UBS AG said it put a financial adviser on administrative leave in Puerto Rico while the Swiss bank reviews loans issued to clients. One brokerage customer said he was given credit to buy risky bond funds holding the island’s government debt.
UBS employees in Puerto Rico circumvented curbs on margin loans to generate revenue for the Zurich-based company, according to a Sept. 30 arbitration claim filed in San Juan with the Financial Industry Regulatory Authority on behalf of Victor M. Gomez Jr. The bank didn’t adequately explain that UBS controlled trading and set prices in the secondary market, according to the complaint, which cited a previous order from the Securities and Exchange Commission.
“The firm is reviewing this issue of loans,” said Karina Byrne, a spokeswoman for UBS, in an e-mailed statement. “We have put one financial adviser on administrative leave, pending further review.” She declined to name the adviser or comment on specifics of the claim, saying the bank hasn’t been served with the filing.
The New York Times reported this week that UBS encouraged clients to borrow money to put in Puerto Rican bond funds.
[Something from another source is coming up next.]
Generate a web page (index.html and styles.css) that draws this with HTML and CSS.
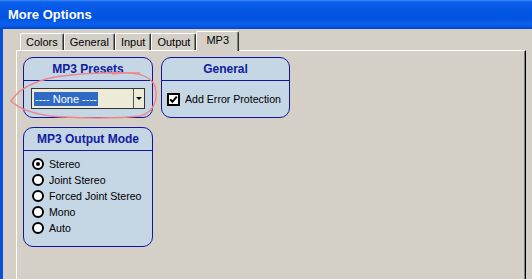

Prices of the island’s municipal debt have been sliding as the commonwealth’s economy contracts. Bloomberg News obtained a copy of the complaint from Harold D. Vicente-Colon, a San Juan lawyer for Gomez who said he filed it with Finra.
Registered representatives of UBS Financial Services Inc. of Puerto Rico offered clients loans secured by shares they already owned in closed-end mutual funds, which are “generally concentrated” in Puerto Rico bonds, according to the claim. The funds also leverage their portfolio by financing about half of the assets, according to the filing. Because they are leveraged, “no margin is suitable or licit for the financing of their respective shares,” according to the claim.
UBS representatives routed the proceeds of the loans back to the securities accounts of their clients and used the money to buy even more shares of UBS funds, according to the complaint.
By opening lines of credit and disbursing UBS Bank loans to clients, the company violated loan procedures required by the Federal Deposit Insurance Corp., according to the claim.
“General weakness in municipal markets across the U.S. and Puerto Rico and apprehension about the direction of interest rates have led to steep declines in Puerto Rico municipal bond and closed-end fund prices and a lack of liquidity for these securities,” Byrne said in an e-mailed statement.
The bank requires clients to sign documents affirming that they won’t use loans that pledge securities as collateral to buy more investments, Byrne said.
Interest on debt issued by Puerto Rican governments is typically tax-free across the U.S., and yields on some issues topped 10 percent in recent weeks amid doubt about whether investors will be repaid. General obligation bonds from the self-governing commonwealth of about 3.7 million people are rated one step above junk as Governor Alejandro Garcia Padilla strives to reduce budget deficits and strengthen a pension system that’s more underfunded than any U.S. state.
The credit rating on Puerto Rico’s senior sales-tax revenue bonds was lowered two levels by Moody’s Investors Service on Oct. 3. Moody’s cut the rating to A2 from Aa3 on $6.8 billion of the securities, saying Puerto Rico’s weak economy has significantly limited growth in sales taxes.